Given information:
——————————

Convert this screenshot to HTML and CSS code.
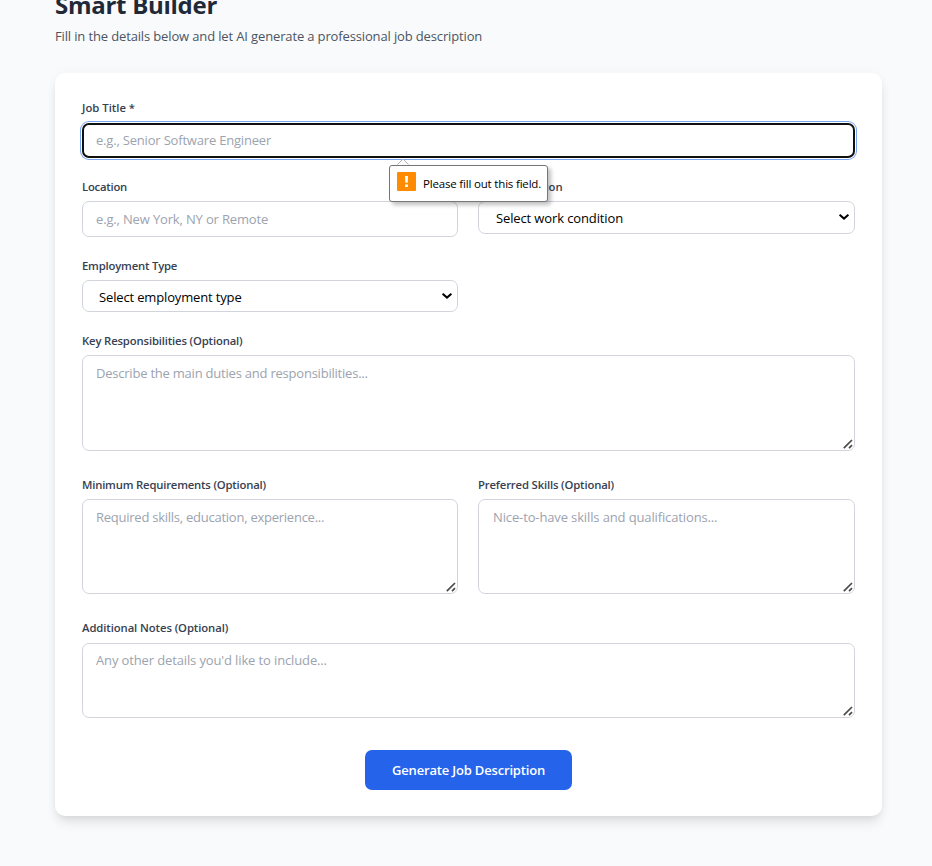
FILE: index.html
```html
<!DOCTYPE html>
<html lang="en">
<head>
<meta charset="utf-8">
<title>Smart Builder</title>
<link rel="stylesheet" href="styles.css">
</head>
<body>
<svg class="sprite" aria-hidden="true">
  <symbol id="chevron" viewBox="0 0 12 8"><path d="M1.6 1.8 6 5.6l4.4-3.8" fill="none" stroke="#000" stroke-width="2"/></symbol>
  <symbol id="grip" viewBox="0 0 10 10"><path d="M.8 9.2 9 1M6 9.2 9 6.2" fill="none" stroke="#4a4a4a" stroke-width="1.7"/></symbol>
</svg>
<main class="page">
  <header class="heading">
    <h1>Smart Builder</h1>
    <p>Fill in the details below and let AI generate a professional job description</p>
  </header>
  <form class="card">
    <div class="field field-title">
      <label class="l-title" for="title">Job Title *</label>
      <div class="control">
        <input id="title" class="box focused" type="text" placeholder="e.g., Senior Software Engineer">
        <div class="bubble">
          <svg class="bubble-arrow" viewBox="0 0 14 8"><path d="M1.5 6.5 7 1l5.5 5.5" fill="none" stroke="#b0b0b0"/></svg>
          <svg class="bubble-icon" viewBox="0 0 19 19"><rect width="19" height="19" rx="1" fill="#ff8c00"/><path d="M8 4h3l-.3 6.8H8.3zM8.1 12.4h2.8V15H8.1z" fill="#fff"/></svg>
          <span>Please fill out this field.</span>
        </div>
      </div>
    </div>
    <div class="row row-place">
      <div class="field">
        <label class="l-location" for="location">Location</label>
        <input id="location" class="box" type="text" placeholder="e.g., New York, NY or Remote">
      </div>
      <div class="field">
        <label class="l-condition" for="condition">Work Condition</label>
        <div class="control">
          <select id="condition" class="box"><option>Select work condition</option></select>
          <svg class="chevron"><use href="#chevron"/></svg>
        </div>
      </div>
    </div>
    <div class="row row-type">
      <div class="field">
        <label class="l-type" for="type">Employment Type</label>
        <div class="control">
          <select id="type" class="box"><option>Select employment type</option></select>
          <svg class="chevron"><use href="#chevron"/></svg>
        </div>
      </div>
    </div>
    <div class="field field-duties">
      <label class="l-duties" for="duties">Key Responsibilities (Optional)</label>
      <div class="control">
        <textarea id="duties" class="box" placeholder="Describe the main duties and responsibilities..."></textarea>
        <svg class="grip"><use href="#grip"/></svg>
      </div>
    </div>
    <div class="row row-skills">
      <div class="field">
        <label class="l-required" for="required">Minimum Requirements (Optional)</label>
        <div class="control">
          <textarea id="required" class="box" placeholder="Required skills, education, experience..."></textarea>
          <svg class="grip"><use href="#grip"/></svg>
        </div>
      </div>
      <div class="field">
        <label class="l-preferred" for="preferred">Preferred Skills (Optional)</label>
        <div class="control">
          <textarea id="preferred" class="box" placeholder="Nice-to-have skills and qualifications..."></textarea>
          <svg class="grip"><use href="#grip"/></svg>
        </div>
      </div>
    </div>
    <div class="field field-notes">
      <label class="l-notes" for="notes">Additional Notes (Optional)</label>
      <div class="control">
        <textarea id="notes" class="box" placeholder="Any other details you'd like to include..."></textarea>
        <svg class="grip"><use href="#grip"/></svg>
      </div>
    </div>
    <button class="submit" type="button">Generate Job Description</button>
  </form>
</main>
</body>
</html>
```
FILE: styles.css
```css
* { box-sizing: border-box; }
html, body { margin: 0; height: 100%; overflow: hidden; }
body {
  background: #f9fafb;
  color: #1f2937;
  font-family: "Segoe UI", "Open Sans", "Noto Sans", sans-serif;
}
.sprite { display: none; }

.page { width: 827px; margin-left: 55px; }
.heading { height: 73px; overflow: hidden; }
h1 { margin: -11px 0 0; font-size: 24px; line-height: 32px; font-weight: 700; letter-spacing: -.28px; }
.heading p { margin: 5px 0 0; font-size: 13px; line-height: 20px; color: #4b5563; letter-spacing: -.14px; }

.card {
  height: 743px;
  padding: 27px 27px 26px;
  background: #fff;
  border-radius: 10px;
  box-shadow: 0 8px 12px -2px rgba(0,0,0,.1), 0 3px 5px -2px rgba(0,0,0,.05), 0 0 12px rgba(0,0,0,.03);
  display: flex;
  flex-direction: column;
}
.row { display: grid; grid-template-columns: 376px 377px; column-gap: 20px; align-items: start; }
.field { display: flex; flex-direction: column; gap: 6px; }
.field-title { gap: 7px; margin-bottom: 21px; }
.row-place, .row-type { margin-bottom: 21px; }
.field-duties { margin-bottom: 26px; }
.row-skills { margin-bottom: 26px; }
.field-notes { gap: 7px; margin-bottom: 32px; }

label { font-size: 11.3px; line-height: 16px; font-weight: 600; color: #374151; white-space: nowrap; }
.l-location { letter-spacing: -.23px; }
.l-condition { letter-spacing: -.03px; }
.l-type { letter-spacing: -.19px; }
.l-required { letter-spacing: -.19px; }
.l-duties { letter-spacing: -.15px; }
.l-preferred { letter-spacing: -.155px; }
.l-notes { letter-spacing: -.09px; }

.control { position: relative; display: flex; }
.box {
  display: block;
  width: 100%;
  margin: 0;
  padding: 8px 13px;
  border: 1px solid #d1d5db;
  border-radius: 7px;
  background: #fff;
  color: #000;
  font: 13px/18px "Segoe UI", "Open Sans", "Noto Sans", sans-serif;
  outline: none;
  appearance: none;
}
.box::placeholder { color: #9ca3af; opacity: 1; }
input.box { height: 36px; }
select.box { padding: 6px 16px; height: 32px; }
textarea.box { resize: none; overflow: hidden; }
input.focused {
  height: 35px;
  border: 2px solid #101010;
  padding: 6px 12px 8px;
  box-shadow: 0 0 0 1px #fff, 0 0 0 2px #78a5f2;
}
#title { letter-spacing: -.19px; }
#location { letter-spacing: -.157px; }
#condition { height: 33px; padding-left: 17px; letter-spacing: -.125px; }
#type { padding: 7px 16px 5px; letter-spacing: -.15px; }
#duties { height: 96px; letter-spacing: -.22px; }
#required { height: 95px; letter-spacing: -.25px; }
#preferred { height: 95px; padding-left: 14px; letter-spacing: -.13px; }
#notes { height: 75px; padding-top: 7px; letter-spacing: -.13px; }

.chevron { position: absolute; right: 5px; top: 12px; width: 12px; height: 8px; pointer-events: none; }
.grip { position: absolute; right: 2px; bottom: 2px; width: 10px; height: 10px; pointer-events: none; }

.bubble {
  position: absolute;
  z-index: 2;
  left: 307px;
  top: 42px;
  width: 159px;
  height: 37px;
  padding: 6px 0 0 7px;
  display: flex;
  gap: 7px;
  background: #fff;
  border: 1px solid #767676;
  border-radius: 3px;
  box-shadow: 3px 3px 4px rgba(0,0,0,.25);
  color: #000;
  font-size: 11.5px;
  letter-spacing: -.18px;
  line-height: 23px;
  white-space: nowrap;
}
.bubble-icon { width: 19px; height: 19px; flex: none; }
.bubble-arrow { position: absolute; left: 6px; top: -8px; width: 14px; height: 8px; }

.submit {
  align-self: center;
  width: 207px;
  height: 40px;
  flex: none;
  padding: 0;
  border: 0;
  border-radius: 7px;
  background: #2563eb;
  color: #fff;
  font: 600 13px/40px "Segoe UI", "Open Sans", "Noto Sans", sans-serif;
  letter-spacing: -.175px;
}
```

——————————

Task brief:
Copy the whole of the material above exactly, but not its images.

Result below:
Convert this screenshot to HTML and CSS code.
FILE: index.html
```html
<!DOCTYPE html>
<html lang="en">
<head>
<meta charset="utf-8">
<title>Smart Builder</title>
<link rel="stylesheet" href="styles.css">
</head>
<body>
<svg class="sprite" aria-hidden="true">
  <symbol id="chevron" viewBox="0 0 12 8"><path d="M1.6 1.8 6 5.6l4.4-3.8" fill="none" stroke="#000" stroke-width="2"/></symbol>
  <symbol id="grip" viewBox="0 0 10 10"><path d="M.8 9.2 9 1M6 9.2 9 6.2" fill="none" stroke="#4a4a4a" stroke-width="1.7"/></symbol>
</svg>
<main class="page">
  <header class="heading">
    <h1>Smart Builder</h1>
    <p>Fill in the details below and let AI generate a professional job description</p>
  </header>
  <form class="card">
    <div class="field field-title">
      <label class="l-title" for="title">Job Title *</label>
      <div class="control">
        <input id="title" class="box focused" type="text" placeholder="e.g., Senior Software Engineer">
        <div class="bubble">
          <svg class="bubble-arrow" viewBox="0 0 14 8"><path d="M1.5 6.5 7 1l5.5 5.5" fill="none" stroke="#b0b0b0"/></svg>
          <svg class="bubble-icon" viewBox="0 0 19 19"><rect width="19" height="19" rx="1" fill="#ff8c00"/><path d="M8 4h3l-.3 6.8H8.3zM8.1 12.4h2.8V15H8.1z" fill="#fff"/></svg>
          <span>Please fill out this field.</span>
        </div>
      </div>
    </div>
    <div class="row row-place">
      <div class="field">
        <label class="l-location" for="location">Location</label>
        <input id="location" class="box" type="text" placeholder="e.g., New York, NY or Remote">
      </div>
      <div class="field">
        <label class="l-condition" for="condition">Work Condition</label>
        <div class="control">
          <select id="condition" class="box"><option>Select work condition</option></select>
          <svg class="chevron"><use href="#chevron"/></svg>
        </div>
      </div>
    </div>
    <div class="row row-type">
      <div class="field">
        <label class="l-type" for="type">Employment Type</label>
        <div class="control">
          <select id="type" class="box"><option>Select employment type</option></select>
          <svg class="chevron"><use href="#chevron"/></svg>
        </div>
      </div>
    </div>
    <div class="field field-duties">
      <label class="l-duties" for="duties">Key Responsibilities (Optional)</label>
      <div class="control">
        <textarea id="duties" class="box" placeholder="Describe the main duties and responsibilities..."></textarea>
        <svg class="grip"><use href="#grip"/></svg>
      </div>
    </div>
    <div class="row row-skills">
      <div class="field">
        <label class="l-required" for="required">Minimum Requirements (Optional)</label>
        <div class="control">
          <textarea id="required" class="box" placeholder="Required skills, education, experience..."></textarea>
          <svg class="grip"><use href="#grip"/></svg>
        </div>
      </div>
      <div class="field">
        <label class="l-preferred" for="preferred">Preferred Skills (Optional)</label>
        <div class="control">
          <textarea id="preferred" class="box" placeholder="Nice-to-have skills and qualifications..."></textarea>
          <svg class="grip"><use href="#grip"/></svg>
        </div>
      </div>
    </div>
    <div class="field field-notes">
      <label class="l-notes" for="notes">Additional Notes (Optional)</label>
      <div class="control">
        <textarea id="notes" class="box" placeholder="Any other details you'd like to include..."></textarea>
        <svg class="grip"><use href="#grip"/></svg>
      </div>
    </div>
    <button class="submit" type="button">Generate Job Description</button>
  </form>
</main>
</body>
</html>
```
FILE: styles.css
```css
* { box-sizing: border-box; }
html, body { margin: 0; height: 100%; overflow: hidden; }
body {
  background: #f9fafb;
  color: #1f2937;
  font-family: "Segoe UI", "Open Sans", "Noto Sans", sans-serif;
}
.sprite { display: none; }

.page { width: 827px; margin-left: 55px; }
.heading { height: 73px; overflow: hidden; }
h1 { margin: -11px 0 0; font-size: 24px; line-height: 32px; font-weight: 700; letter-spacing: -.28px; }
.heading p { margin: 5px 0 0; font-size: 13px; line-height: 20px; color: #4b5563; letter-spacing: -.14px; }

.card {
  height: 743px;
  padding: 27px 27px 26px;
  background: #fff;
  border-radius: 10px;
  box-shadow: 0 8px 12px -2px rgba(0,0,0,.1), 0 3px 5px -2px rgba(0,0,0,.05), 0 0 12px rgba(0,0,0,.03);
  display: flex;
  flex-direction: column;
}
.row { display: grid; grid-template-columns: 376px 377px; column-gap: 20px; align-items: start; }
.field { display: flex; flex-direction: column; gap: 6px; }
.field-title { gap: 7px; margin-bottom: 21px; }
.row-place, .row-type { margin-bottom: 21px; }
.field-duties { margin-bottom: 26px; }
.row-skills { margin-bottom: 26px; }
.field-notes { gap: 7px; margin-bottom: 32px; }

label { font-size: 11.3px; line-height: 16px; font-weight: 600; color: #374151; white-space: nowrap; }
.l-location { letter-spacing: -.23px; }
.l-condition { letter-spacing: -.03px; }
.l-type { letter-spacing: -.19px; }
.l-required { letter-spacing: -.19px; }
.l-duties { letter-spacing: -.15px; }
.l-preferred { letter-spacing: -.155px; }
.l-notes { letter-spacing: -.09px; }

.control { position: relative; display: flex; }
.box {
  display: block;
  width: 100%;
  margin: 0;
  padding: 8px 13px;
  border: 1px solid #d1d5db;
  border-radius: 7px;
  background: #fff;
  color: #000;
  font: 13px/18px "Segoe UI", "Open Sans", "Noto Sans", sans-serif;
  outline: none;
  appearance: none;
}
.box::placeholder { color: #9ca3af; opacity: 1; }
input.box { height: 36px; }
select.box { padding: 6px 16px; height: 32px; }
textarea.box { resize: none; overflow: hidden; }
input.focused {
  height: 35px;
  border: 2px solid #101010;
  padding: 6px 12px 8px;
  box-shadow: 0 0 0 1px #fff, 0 0 0 2px #78a5f2;
}
#title { letter-spacing: -.19px; }
#location { letter-spacing: -.157px; }
#condition { height: 33px; padding-left: 17px; letter-spacing: -.125px; }
#type { padding: 7px 16px 5px; letter-spacing: -.15px; }
#duties { height: 96px; letter-spacing: -.22px; }
#required { height: 95px; letter-spacing: -.25px; }
#preferred { height: 95px; padding-left: 14px; letter-spacing: -.13px; }
#notes { height: 75px; padding-top: 7px; letter-spacing: -.13px; }

.chevron { position: absolute; right: 5px; top: 12px; width: 12px; height: 8px; pointer-events: none; }
.grip { position: absolute; right: 2px; bottom: 2px; width: 10px; height: 10px; pointer-events: none; }

.bubble {
  position: absolute;
  z-index: 2;
  left: 307px;
  top: 42px;
  width: 159px;
  height: 37px;
  padding: 6px 0 0 7px;
  display: flex;
  gap: 7px;
  background: #fff;
  border: 1px solid #767676;
  border-radius: 3px;
  box-shadow: 3px 3px 4px rgba(0,0,0,.25);
  color: #000;
  font-size: 11.5px;
  letter-spacing: -.18px;
  line-height: 23px;
  white-space: nowrap;
}
.bubble-icon { width: 19px; height: 19px; flex: none; }
.bubble-arrow { position: absolute; left: 6px; top: -8px; width: 14px; height: 8px; }

.submit {
  align-self: center;
  width: 207px;
  height: 40px;
  flex: none;
  padding: 0;
  border: 0;
  border-radius: 7px;
  background: #2563eb;
  color: #fff;
  font: 600 13px/40px "Segoe UI", "Open Sans", "Noto Sans", sans-serif;
  letter-spacing: -.175px;
}
```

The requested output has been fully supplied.